The Colonial Beer Drinker•
Abstract
One trouble when ordering a beer in Australia is shared with other countries - you have to remember what amount you want, where you are at the time, and the local popular name or one according to the capacity of the glass. Even a 'glass' can be a specific measure - 200 ml. in Western Australia and Victoria but 225 in Queensland. The now uncommon pint is 575 ml. in New South Wales but 425 in South Australia. Some of the many names for large beers such as cruiser, dreadnought, silo, and Trickett (after a champion sculler) enjoyed limited or local use, while others established a place in history: long sleever was popular for many decades after the 1870s, less so deep sinker and Bishop Barker (he was 6'5" tall). During World War II an approximate pint was a cut down beer bottle which gloried in the name of Lady Blarney, honouring the wife of the C.I.C. Like the English 'dead men', empty bottles have been dead marines for over a century, perhaps via 'dead mariner' or, as Grose suggested, an expression of sailors' contempt for the seamanship of marines.

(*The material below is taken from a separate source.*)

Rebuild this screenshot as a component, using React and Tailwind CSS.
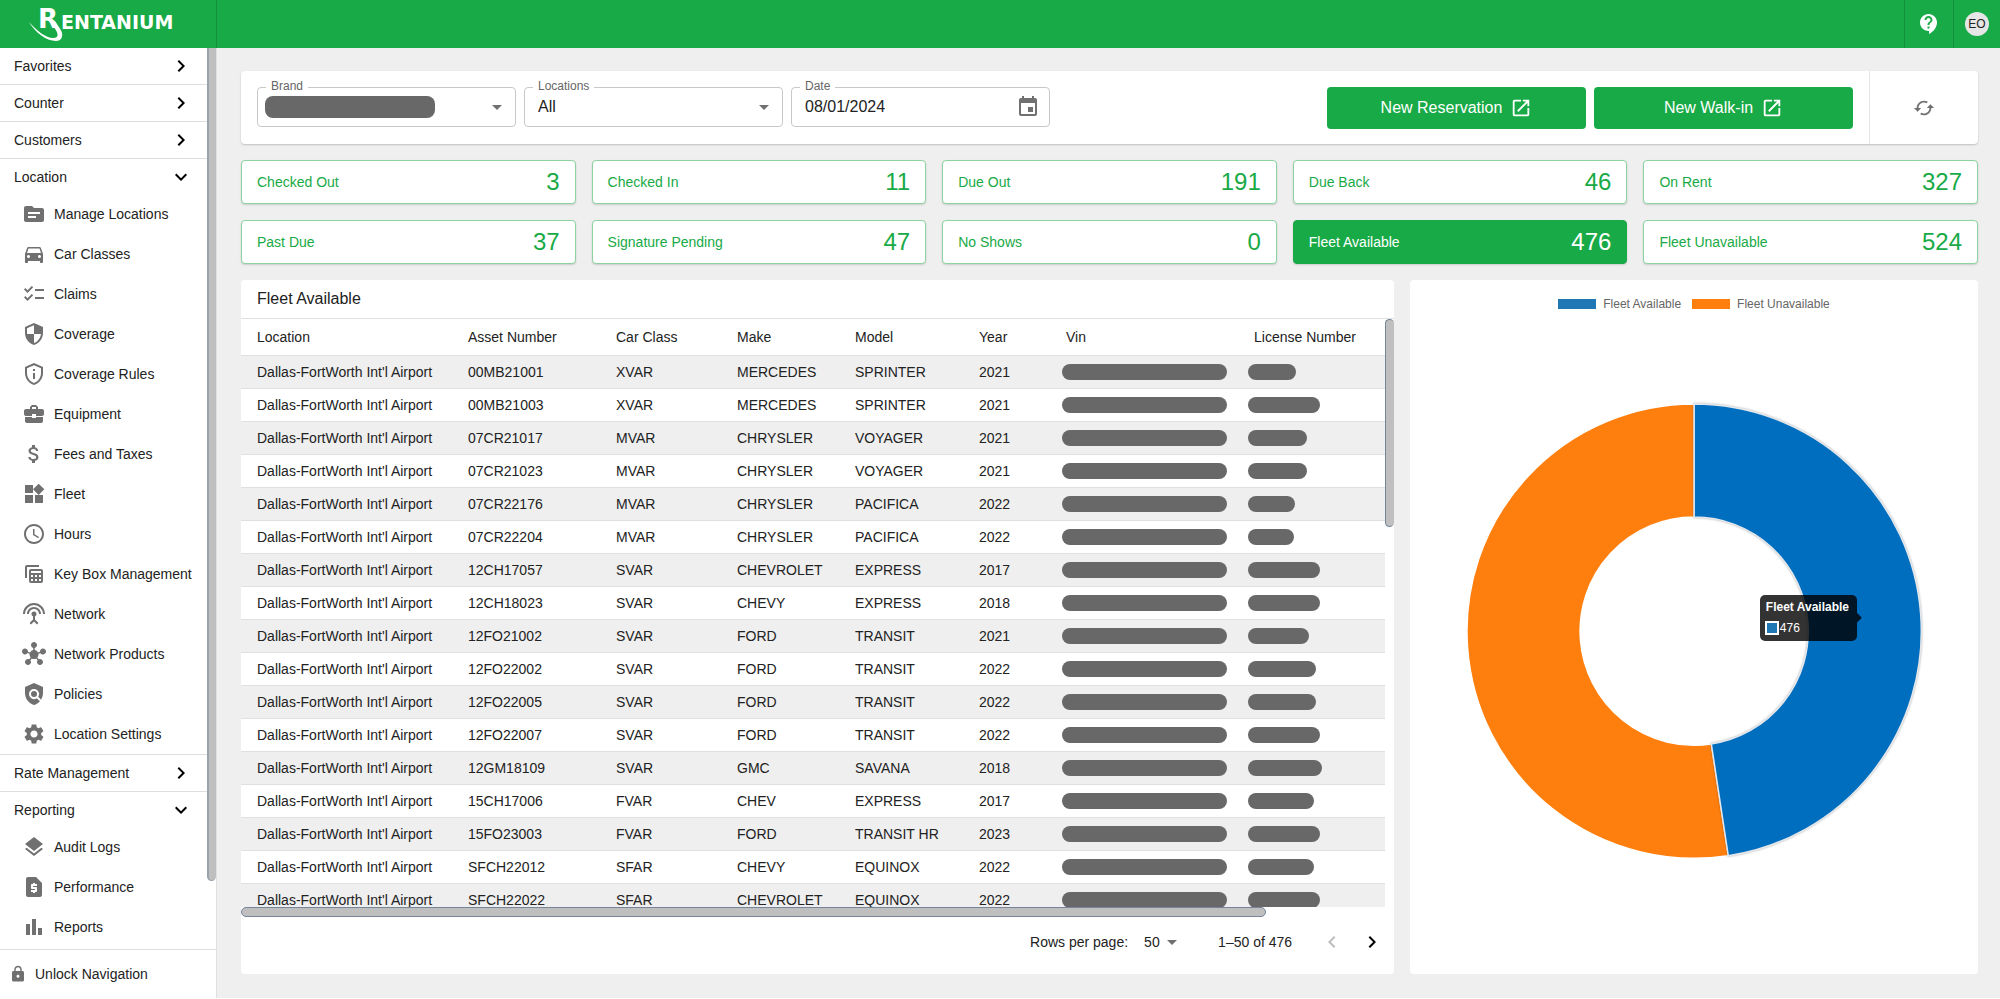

Marine, hence mariner, marine dealing, and marining have been used in a formal way in connection with the bottle-o trade. The schooner of 425 ml. is now the main large drink in New South Wales and the Northern Territory, but it only holds 285 ml. in South Australia. There has also been rare use of Yankee schooner (suggesting its source), Botany schooner, a vague association with the Sydney suburb, and black schooner, the drink permitted in the coalfields before one cleans up after a shift.